Vous comprenez alors que la pierre avait un caractère sacré ! Or c’est à ce propos qu’IMHOTEP va faire une découverte fantastique : il prend conscience des propriétés de différents calcaires, notamment certains calcaires siliceux d’une résistance à toute épreuve. Et il va s’apercevoir qu’avec de l’eau et différents éléments réactifs, on peut désagréger ce calcaire, en faire de la pâte de roche et façonner avec cette pâte de nouvelles pierres avec des moules en bois, comme on le faisait avec les briques, mais désormais pour bâtir des monuments d’une élévation exceptionnelle ! Et c’est ainsi que naît la première pyramide, dite de Djoser. La pyramide de pierre agglomérée — attention, il ne s’agit pas de béton, mais vraiment de la pierre reconstituée : à tel point qu’il faut être spécialiste pour voir la différence entre de la pierre naturelle et cet agglomérat — a donc une signification spirituelle : il s’agit de construire une pyramide éternelle.

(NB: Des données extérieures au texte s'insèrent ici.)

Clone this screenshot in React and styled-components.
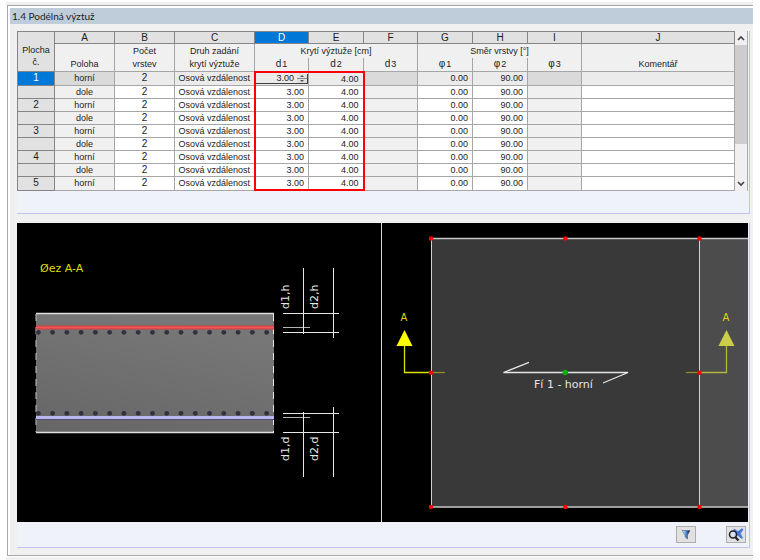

Du coup, en fabriquant de la pâte de roche par agglomération, on matérialisait l’acte divin de création. On ne construisait donc pas n’importe quoi en pierre : on construisait les temples, les pyramides, les statues, mais jamais les palais royaux ou les maisons qui, elles, étaient en brique. Raison pour laquelle d’ailleurs il ne reste rien ou presque des constructions profanes, alors qu’il nous reste les temples et les pyramides millénaires.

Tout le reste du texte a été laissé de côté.